Multiscale Modelling with Physics-informed Neural Network: from Large-scale Dynamics to Small-scale Predictions in Complex Systems

Multiscale phenomena manifest across various scientific domains, presenting a ubiquitous challenge in accurately and effectively predicting multiscale dynamics in complex systems. In this paper, a novel solving mode is proposed for characterizing multiscale dynamics through a decoupling method. By modelling large-scale dynamics independently and treating small-scale dynamics as a slaved system, a Spectral PINN is developed to approach the small-scale system in an orthogonal basis functional space.

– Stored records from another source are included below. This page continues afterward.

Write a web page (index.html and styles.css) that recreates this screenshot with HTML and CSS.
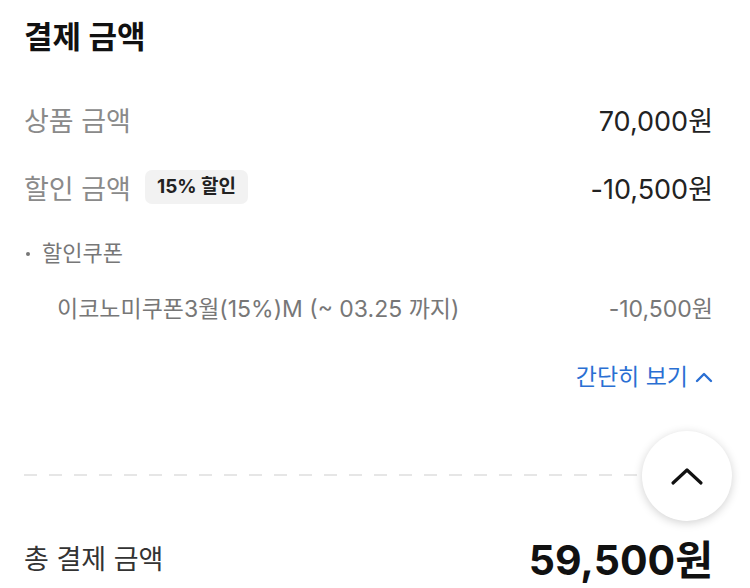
FILE: index.html
```html
<!DOCTYPE html>
<html lang="ko">
<head>
  <meta charset="UTF-8" />
  <meta name="viewport" content="width=device-width, initial-scale=1.0" />
  <title>결제 금액</title>
  <link rel="stylesheet" href="styles.css">
</head>
<body>
  <section class="payment">
    <h1 class="title">결제 금액</h1>

    <div class="row">
      <span class="label">상품 금액</span>
      <span class="value">70,000원</span>
    </div>

    <div class="row">
      <span class="label">할인 금액 <span class="badge">15% 할인</span></span>
      <span class="value">-10,500원</span>
    </div>

    <div class="sub-title"><span class="dot"></span>할인쿠폰</div>
    <div class="row coupon">
      <span>이코노미쿠폰3월(15%)M (~ 03.25 까지)</span>
      <span>-10,500원</span>
    </div>

    <div class="toggle-row">
      <a class="toggle" href="#">간단히 보기
        <svg width="18" height="12" viewBox="0 0 18 12"><path d="M2 10 L9 3 L16 10" fill="none" stroke="#2a6fd3" stroke-width="2.4" stroke-linecap="round" stroke-linejoin="round"/></svg>
      </a>
    </div>

    <div class="divider-wrap">
      <div class="divider"></div>
      <button class="top-btn" aria-label="맨 위로">
        <svg width="34" height="22" viewBox="0 0 34 22"><path d="M3 18 L17 5 L31 18" fill="none" stroke="#111" stroke-width="3.2" stroke-linecap="round" stroke-linejoin="round"/></svg>
      </button>
    </div>

    <div class="row total">
      <span class="label">총 결제 금액</span>
      <span class="value">59,500원</span>
    </div>
  </section>
</body>
</html>
```

FILE: styles.css
```css
body {
  margin: 0;
  background: #fff;
  font-family: "Inter", "Noto Sans CJK KR", sans-serif;
  color: #222;
}
.payment {
  padding: 13px 37px 0 24px;
}
.title {
  margin: 0 0 40px;
  font-size: 31px;
  font-weight: 700;
  line-height: 48px;
  color: #111;
}
.row {
  display: flex;
  justify-content: space-between;
  align-items: center;
  height: 36px;
  margin-bottom: 32px;
}
.label {
  display: flex;
  align-items: center;
  font-size: 27px;
  color: #8a8a8a;
}
.value {
  font-size: 27px;
  color: #222;
}
.badge {
  margin-left: 14px;
  padding: 0 12px;
  height: 34px;
  line-height: 34px;
  border-radius: 7px;
  background: #f2f2f2;
  font-size: 19px;
  font-weight: 700;
  color: #222;
}
.sub-title {
  display: flex;
  align-items: center;
  margin: 3px 0 20px 2px;
  font-size: 22px;
  color: #777;
  line-height: 32px;
}
.dot {
  width: 4px;
  height: 4px;
  border-radius: 50%;
  background: #777;
  margin: 2px 12px 0 0;
}
.coupon {
  padding-left: 33px;
  font-size: 23px;
  color: #777;
  margin-bottom: 36px;
}
.toggle-row {
  display: flex;
  justify-content: flex-end;
}
.toggle {
  display: flex;
  align-items: center;
  gap: 7px;
  font-size: 23px;
  color: #2a6fd3;
  text-decoration: none;
  line-height: 32px;
}
.divider-wrap {
  position: relative;
  height: 100px;
  margin-top: 32px;
  display: flex;
  align-items: center;
}
.divider {
  width: 620px;
  height: 2px;
  background: repeating-linear-gradient(90deg, #e6e6e6 0 13px, transparent 13px 25px);
}
.top-btn {
  position: absolute;
  right: -19px;
  top: 6px;
  width: 90px;
  height: 90px;
  border: none;
  border-radius: 50%;
  background: #fff;
  box-shadow: 0 2px 10px rgba(0, 0, 0, 0.18);
  display: flex;
  align-items: center;
  justify-content: center;
}
.total {
  margin-top: 14px;
}
.total .label {
  color: #333;
}
.total .value {
  font-size: 41px;
  font-weight: 700;
  color: #111;
}
```
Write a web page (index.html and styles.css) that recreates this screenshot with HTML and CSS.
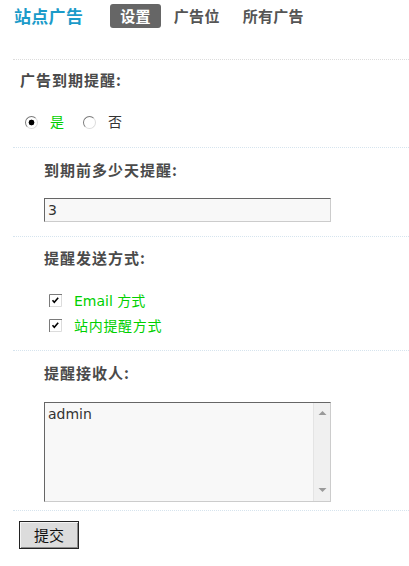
FILE: index.html
```html
<!DOCTYPE html>
<html lang="zh-CN">
<head>
<meta charset="utf-8">
<title>站点广告</title>
<link rel="stylesheet" href="styles.css">
</head>
<body>
<div class="page">
  <div class="header">
    <h1 class="title">站点广告</h1>
    <nav class="tabs">
      <a class="tab active">设置</a>
      <a class="tab">广告位</a>
      <a class="tab">所有广告</a>
    </nav>
  </div>

  <div class="section first">
    <div class="label">广告到期提醒:</div>
    <div class="radios">
      <span class="radio checked"></span><span class="opt green">是</span>
      <span class="radio"></span><span class="opt">否</span>
    </div>
  </div>

  <div class="section s-days">
    <div class="label">到期前多少天提醒:</div>
    <div class="field">3</div>
  </div>

  <div class="section s-method">
    <div class="label">提醒发送方式:</div>
    <div class="checks">
      <div class="check-row">
        <svg class="cbox" width="13" height="13" viewBox="0 0 13 13"><rect x="0" y="0" width="13" height="13" fill="#fff"/><path d="M0.5 13V0.5H13" fill="none" stroke="#7a7a7a"/><path d="M1 12.5H12.5V1" fill="none" stroke="#dcdcdc"/><path d="M3.5 6.2L5.3 8.2L9.2 3.8" fill="none" stroke="#000" stroke-width="1.6"/></svg>
        <span class="opt green">Email 方式</span>
      </div>
      <div class="check-row">
        <svg class="cbox" width="13" height="13" viewBox="0 0 13 13"><rect x="0" y="0" width="13" height="13" fill="#fff"/><path d="M0.5 13V0.5H13" fill="none" stroke="#7a7a7a"/><path d="M1 12.5H12.5V1" fill="none" stroke="#dcdcdc"/><path d="M3.5 6.2L5.3 8.2L9.2 3.8" fill="none" stroke="#000" stroke-width="1.6"/></svg>
        <span class="opt green cjk">站内提醒方式</span>
      </div>
    </div>
  </div>

  <div class="section s-recv">
    <div class="label">提醒接收人:</div>
    <div class="textbox">
      <div class="textbox-text">admin</div>
      <div class="scrollbar">
        <svg width="9" height="6" viewBox="0 0 9 6"><path d="M0.5 5L4.5 1L8.5 5Z" fill="#9a9a9a"/></svg>
        <svg width="9" height="6" viewBox="0 0 9 6"><path d="M0.5 1L4.5 5L8.5 1Z" fill="#9a9a9a"/></svg>
      </div>
    </div>
  </div>

  <div class="actions">
    <button class="submit" type="button">提交</button>
  </div>
</div>
</body>
</html>
```

FILE: styles.css
```css
html, body {
  margin: 0;
  padding: 0;
  background: #fff;
}
body {
  font-family: "DejaVu Sans", "Noto Sans CJK SC", sans-serif;
  font-size: 14px;
  color: #333;
}
.page {
  margin-left: 13px;
}
.header {
  display: flex;
  align-items: center;
  height: 24px;
  padding: 4px 0 31px 1px;
  border-bottom: 1px dotted #dcdcdc;
}
.title {
  margin: 0;
  font-family: "Noto Sans CJK SC", sans-serif;
  font-size: 17px;
  font-weight: 700;
  line-height: 24px;
  color: #1b9bc9;
  letter-spacing: 0.3px;
}
.tabs {
  display: flex;
  gap: 3px;
  margin-left: 27px;
}
.tab {
  display: block;
  height: 24px;
  line-height: 24px;
  padding: 0 10px;
  border-radius: 3px;
  font-family: "Noto Sans CJK SC", sans-serif;
  font-size: 15px;
  font-weight: 700;
  color: #555;
  letter-spacing: 0.3px;
}
.tab.active {
  background: #666;
  color: #fff;
}
.section {
  padding: 12px 0 14px 31px;
  border-bottom: 1px dotted #d6e4ee;
}
.section.first {
  padding: 10px 0 15px 7px;
}
.section.s-method {
  padding-top: 11px;
  padding-bottom: 12px;
}
.section.s-recv {
  padding-bottom: 8px;
}
.label {
  font-family: "Noto Sans CJK SC", sans-serif;
  font-size: 15px;
  font-weight: 700;
  line-height: 20px;
  color: #4a4a4a;
  letter-spacing: 1px;
}
.radios {
  display: flex;
  align-items: center;
  height: 20px;
  margin-top: 22px;
}
.radio {
  box-sizing: border-box;
  width: 13px;
  height: 13px;
  border-radius: 50%;
  border: 1px solid;
  border-color: #7a7a7a #dcdcdc #dcdcdc #7a7a7a;
  background: #fff;
  margin-left: 5px;
  margin-right: 12px;
}
.radio + .opt + .radio {
  margin-left: 19px;
}
.radio.checked {
  background: radial-gradient(circle at 50% 50%, #000 0, #000 2.6px, #fff 3.2px);
}
.opt {
  font-family: "DejaVu Sans", "Noto Sans CJK SC", sans-serif;
  font-size: 14px;
  line-height: 20px;
  color: #333;
}
.opt.cjk {
  letter-spacing: 0.7px;
}
.green {
  color: #00d000;
}
.field {
  box-sizing: border-box;
  width: 287px;
  height: 24px;
  margin-top: 18px;
  padding-left: 3px;
  border: 1px solid;
  border-color: #666 #ccc #ccc #666;
  background: #f8f8f8;
  font-size: 14px;
  line-height: 22px;
  color: #333;
}
.checks {
  margin-top: 20px;
}
.check-row {
  display: flex;
  align-items: center;
  height: 25px;
}
.cbox {
  display: block;
  margin-left: 5px;
  margin-right: 12px;
}
.textbox {
  box-sizing: border-box;
  display: flex;
  width: 287px;
  height: 100px;
  margin-top: 19px;
  border: 1px solid;
  border-color: #666 #ccc #ccc #666;
  background: #f8f8f8;
}
.textbox-text {
  flex: 1;
  padding: 2px 3px;
  font-size: 14px;
  line-height: 18px;
  color: #333;
}
.scrollbar {
  width: 16px;
  display: flex;
  flex-direction: column;
  justify-content: space-between;
  align-items: center;
  padding: 7px 0 8px;
  background: #f0f0f0;
  border-left: 1px solid #e4e4e4;
}
.scrollbar svg {
  display: block;
}
.actions {
  padding: 10px 0 0 6px;
}
.submit {
  box-sizing: border-box;
  width: 60px;
  height: 28px;
  padding: 0;
  border: 1px solid #222;
  background: #dcdcdc;
  box-shadow: inset 1px 1px 0 #f4f4f4, inset -1px -1px 0 #8a8a8a;
  font-family: "Noto Sans CJK SC", sans-serif;
  font-size: 15px;
  color: #111;
  line-height: 24px;
}
```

The effectiveness of the method is demonstrated through extensive numerical experiments, including one-dimensional Kuramot-Sivashinsky (KS) equation, two- and three-dimensional Navier-Stokes (NS) equations, showcasing its versatility in addressing problems of fluid dynamics. Furthermore, we also delve into the application of the proposed approach to more complex problems, including non-uniform meshes, complex geometries, large-scale data with noise, and high-dimensional small-scale dynamics. The discussions about these scenarios contribute to a comprehensive understanding of the method's capabilities and limitations. This novel decoupling approach simplifies the analysis and prediction of spatiotemporal systems, where large-scale data can be obtained with low computational demands, followed by Spectral PINNs for capturing small-scale dynamics with improved efficiency and accuracy.